The unique significance of the Nativity, the fact that distinguishes it from every other birth in all earth's history, is that the Babe, truly born of a human mother, was "The Word" who was "in the beginning with God, and was God"—Mary's Babe, but "Immanuel," begotten of the Holy Creator Spirit. In the providential ordering of human affairs, concerning whose ends the actors themselves frequently have no thought, all the world was taxed (or enrolled) that a Jewish maiden might be brought to Bethlehem in fulfillment of a prophecy uttered seven hundred years before.

Prophecy is always literally fulfilled. Isaiah had predicted that the Messiah should be born of a virgin, Micah that He should be born in a particular village, and Daniel that He should be born at a particular time. The slow centuries passed, but when the time came each prediction was fulfilled; not in some so-called "spiritual" sense, but with exact literalness.
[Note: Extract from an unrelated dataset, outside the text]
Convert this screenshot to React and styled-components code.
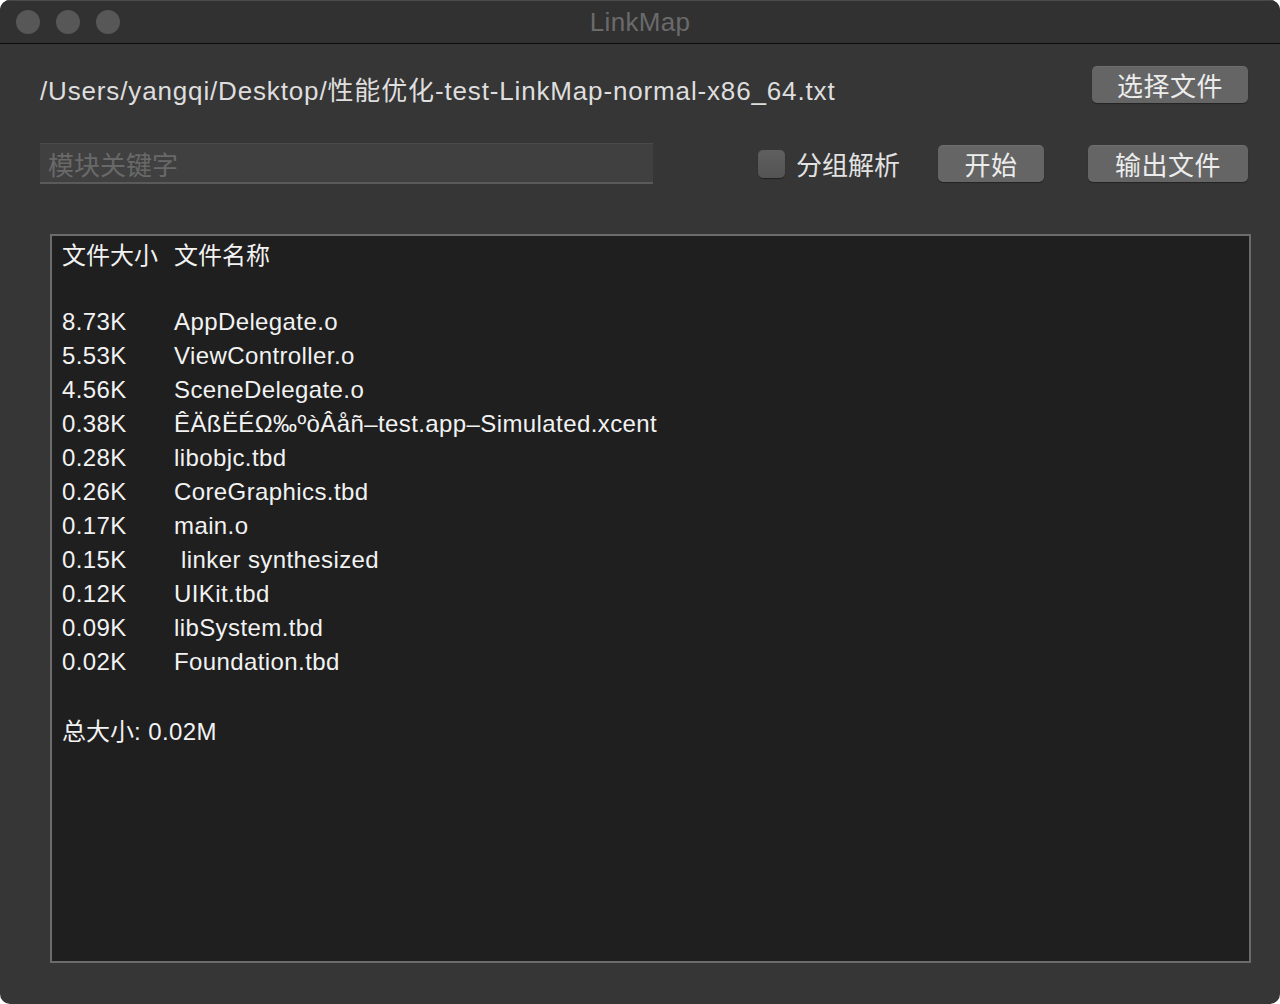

The Lord of glory was cradled in a manger, the immediate reason being that the inn was overcrowded; the moral reason that the one universal Exemplar and Friend must begin His life under circumstances so lowly that no son of Adam could ever feel that Jesus was good because more fortunately circumstanced than he. He got underneath the most abject.

There was no room for Him in the inn. It was not hostility which excluded Him. The inn was preoccupied. It is so today with hearts, houses, time, business, pleasure—there is "no room;" every inch of space is filled. People do not hate Jesus—they have no room for Him.

The first to see and wonder were the shepherds, the simple ones; it required a star and a council of scribes to get the wise men to Jesus.

The wise men did very well so long as they followed the star, but when they came to Jerusalem they forsook the star to ask counsel of Herod and the Scribes. They found the Kind indeed, but at the cost of the slaughter of the innocents. And still many innocents are slaughtered by seeking the wisdom of God through mere knowledge.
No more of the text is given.